Em sua fala no evento da apresentação do busto do Duque de Caxias, o senhor ressaltou que já notou que, além da função básica, de defesa, o 3º GAAAe tem uma relação mais ampla com a comunidade. Como tem funcionado essa relação?
Perfeitamente. A gente percebe pela característica do colono italiano uma proximidade, há uma interação muito mais próxima do que normalmente nós vemos, por exemplo, quando uma unidade militar está localizada num grande centro. Aqui nós separamos tempo para nos encontrarmos, para interagirmos, e essa interação da sociedade caxiense com o quartel, assim conhecido aqui né, como quartel, só vem aumentar as possibilidades de parceria e a interação com a sociedade. E, na verdade, o Exército é uma extensão da sociedade. Nossos recrutas uma prova disso, servindo ao nosso Brasil e à defesa nacional.
E essa relação mais ampla significa uma compreensão da missão das Forças Armadas? Como o senhor vê esse entendimento por parte da sociedade?
Particularmente aqui em Caxias do Sul existe muita proximidade, fruto do histórico do quartel, pela presença aqui. Então, muitos ex-integrantes que serviram hoje são empresários e pessoas que ocupam altos cargos na cidade, e logo entendem a grandeza e a importância da nossa missão. Mas nós também temos a tarefa de passar àqueles que não conhecem, que nunca serviram, a importância e o papel do nosso quartel, ligado à defesa do nosso espaço aéreo aqui na Região Sul do Brasil e na defesa nacional. Eu faço uma avaliação de que há uma necessidade de nós conscientizarmos cada vez mais a sociedade. Já é histórico termos as visitas escolares e de instituições ao quartel, e tivemos oportunidade de expor os nossos radares e mísseis na Festa da Uva.
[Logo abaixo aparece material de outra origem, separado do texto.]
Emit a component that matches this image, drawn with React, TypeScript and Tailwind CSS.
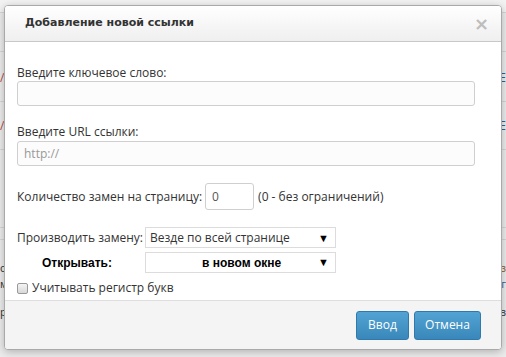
import React from 'react';

function Arrow() {
  return <span className="text-[11px] leading-none text-black">▼</span>;
}

export default function App() {
  return (
    <div className="relative w-[506px] h-[357px] overflow-hidden bg-[#ececec]" style={{ fontFamily: '"Open Sans", sans-serif' }}>
      {/* page behind the modal */}
      <div className="flex flex-col text-[12px] leading-[14px] text-[#2a6496]">
        <div className="h-[13px] border-b border-[#d6d6d6] bg-[#f3f3f3]" />
        <div className="h-[39px] border-b border-[#d6d6d6]" />
        <div className="h-[50px] border-b border-[#d6d6d6] flex items-center justify-between pt-[2px]">
          <span className="text-[#b94a48]">/</span>
          <span>E</span>
        </div>
        <div className="h-[48px] border-b border-[#d6d6d6] flex items-center justify-between">
          <span className="text-[#b94a48]">/</span>
          <span>E</span>
        </div>
        <div className="h-[78px] border-b border-[#d6d6d6]" />
        <div className="h-[12px] border-b border-[#d6d6d6]" />
        <div className="flex flex-col pt-[20px] text-[11px] leading-[16px]">
          <div className="flex justify-between">
            <span className="text-[#333]">с</span>
            <span className="text-[#8a5a2a]">з</span>
          </div>
          <div className="flex justify-between">
            <span className="text-[#333]">м</span>
            <span>г</span>
          </div>
          <div className="flex justify-between pt-[12px] text-[#333]">
            <span>р</span>
            <span>в</span>
          </div>
        </div>
      </div>

      {/* modal */}
      <div className="absolute left-[4px] top-[5px] w-[498px] h-[345px] flex flex-col rounded-[4px] border border-[#a9a9a9] bg-white shadow-[0_2px_8px_rgba(0,0,0,0.25)] overflow-hidden">
        <div className="h-[36px] shrink-0 flex items-center justify-between pl-[20px] pr-[12px] border-b border-[#c8c8c8] bg-gradient-to-b from-white to-[#efefef]">
          <span className="text-[11px] font-bold text-[#333]" style={{ fontFamily: '"DejaVu Sans", sans-serif' }}>
            Добавление новой ссылки
          </span>
          <span className="text-[18px] font-bold text-[#bdbdbd] leading-none" style={{ fontFamily: '"DejaVu Sans", sans-serif' }}>×</span>
        </div>

        <div className="flex flex-col pl-[12px] pt-[23px] text-[12px] text-[#333]">
          <div className="leading-[16px]">Введите ключевое слово:</div>
          <div className="h-[25px] w-[458px] rounded-[3px] border border-[#cfcfcf] bg-[#fcfcfc]" />

          <div className="mt-[18px] leading-[16px]">Введите URL ссылки:</div>
          <div className="mt-[1px] h-[25px] w-[458px] rounded-[3px] border border-[#cfcfcf] bg-[#fcfcfc] flex items-center pl-[6px] text-[#999]">
            http://
          </div>

          <div className="mt-[17px] flex items-center">
            <span>Количество замен на страницу:</span>
            <div className="ml-[3px] h-[27px] w-[49px] rounded-[3px] border border-[#cfcfcf] bg-white flex items-center pl-[6px] text-[#555]">0</div>
            <span className="ml-[4px]">(0 - без ограничений)</span>
          </div>

          <div className="mt-[17px] flex items-center">
            <span className="w-[128px]">Производить замену:</span>
            <div className="h-[21px] w-[191px] border border-[#dcdcdc] bg-white flex items-center justify-between pl-[4px] pr-[6px]">
              <span>Везде по всей странице</span>
              <Arrow />
            </div>
          </div>

          <div className="mt-[4px] flex items-center" style={{ fontFamily: '"Liberation Sans", Arial, sans-serif' }}>
            <span className="w-[128px] pl-[25px] text-[12px] font-bold text-black">Открывать:</span>
            <div className="h-[21px] w-[191px] border border-[#dcdcdc] bg-white flex items-center justify-between pl-[56px] pr-[6px]">
              <span className="font-bold text-black">в новом окне</span>
              <Arrow />
            </div>
          </div>

          <div className="mt-[6px] flex items-center">
            <span className="h-[11px] w-[11px] rounded-[2px] border border-[#999] bg-gradient-to-b from-[#f4f4f4] to-[#d8d8d8]" />
            <span className="ml-[4px]">Учитывать регистр букв</span>
          </div>
        </div>

        <div className="flex-1" />

        <div className="h-[49px] shrink-0 flex items-center justify-end gap-[5px] pr-[20px] border-t border-[#dedede] bg-[#f4f4f4]">
          <button className="h-[29px] w-[53px] rounded-[3px] border border-[#2f7aab] bg-gradient-to-b from-[#52a3d3] to-[#3a88bb] text-[12px] text-white">
            Ввод
          </button>
          <button className="h-[29px] w-[67px] rounded-[3px] border border-[#2f7aab] bg-gradient-to-b from-[#52a3d3] to-[#3a88bb] text-[12px] text-white">
            Отмена
          </button>
        </div>
      </div>
    </div>
  );
}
Sempre que houver uma oportunidade de propagarmos os ideais do Exército e o que fazemos, é importante, pois a sociedade precisa entender que defesa nacional é um assunto que diz respeito a todos nós, nossas propriedades, família e nosso povo.
O senhor esteve até o ano passado na Alemanha, fazendo cursos de aperfeiçoamento, e pode vivenciar, bem proximamente, a realidade da guerra no Leste Europeu. Com base nesta experiência, durante sua palestra, o senhor falou sobre os avanços tecnológicos e como isso tem impactado a guerra e as nações. Que lições o Brasil pode tirar disso?
Hoje em dia, a evolução tecnológica da arte da guerra cresce numa velocidade exponencial. Isso não é apenas investimento em termos de recurso, mas é uma sinergia entre os vários setores da sociedade, a saber: defesa, indústria e academia. Então é a tecnologia, que não se compra e não se vende, e tem que ser desenvolvida. Então hoje, no Brasil, nós temos pessoas capacitadas, mas é necessária essa conscientização para a gente melhorar nossa condição de prontidão, de apresentar a resposta e, principalmente, ter uma tecnologia autóctone, para que possamos valer os nossos ideais os nossos interesses, e fazer valer a vontade nacional.
E a questão do uso de drones na Guerra da Ucrânia, que foi o tema central da sua palestra. Isso veio para ficar?
Isso salta aos olhos, porque nós temos visto, de ambos os lados, um emprego massivo de drones. E muitas vezes, de sistemas de baixo custo, de operação simples, por apenas um soldado, e com um efeito psicológico muito importante no campo de batalha. Isso restringe a liberdade de ação e inflige pesadas baixas, não somente a tropas, mas também danificando equipamentos de alto custo e valor agregado tecnológico. Então, realmente não podemos deixar de mencionar como esse emprego criativo dos drones tem trazido a necessidade de buscar uma doutrina antidrone, de desenvolver técnicas, táticas e procedimentos contra essas ameaças aéreas assimétricas.
Mesmo vivendo uma situação de paz, sem se envolver em conflitos desde a Segunda Guerra Mundial, o senhor ressaltou que o país não pode ficar desguarnecido. Um cenário de rápida mudança, como o que a gente viu na Europa, poderia acontecer também na nossa vizinhança?
O continente sul-americano tem sido classificado como de relativa paz ao longo da história. No entanto, nós temos aqui recursos estratégicos de alta importância. Temos água, terras raras, minerais de alto uso na indústria tecnológica e de material de defesa. Então, existe uma corrida pelos recursos da América do Sul, e isso, aliado ao fato da política sul-americana ser altamente instável, no sentido de alinhamentos hora de um lado e hora de outro, nós podemos ter países que hoje estão aliados com o Brasil amanhã já não estando nessa situação. Nesse contexto, aliado a questões de instabilidades e conflitos como Ucrânia e Israel, que já tem sido uma constante no século XXI, cresce de importância nós fomentarmos e desenvolvermos a mentalidade de defesa no nosso povo. É de extrema importância o Brasil possuir uma capacidade de dissuasão real contra potenciais inimigos e proteger os nossos ativos, nossos recursos estratégicos.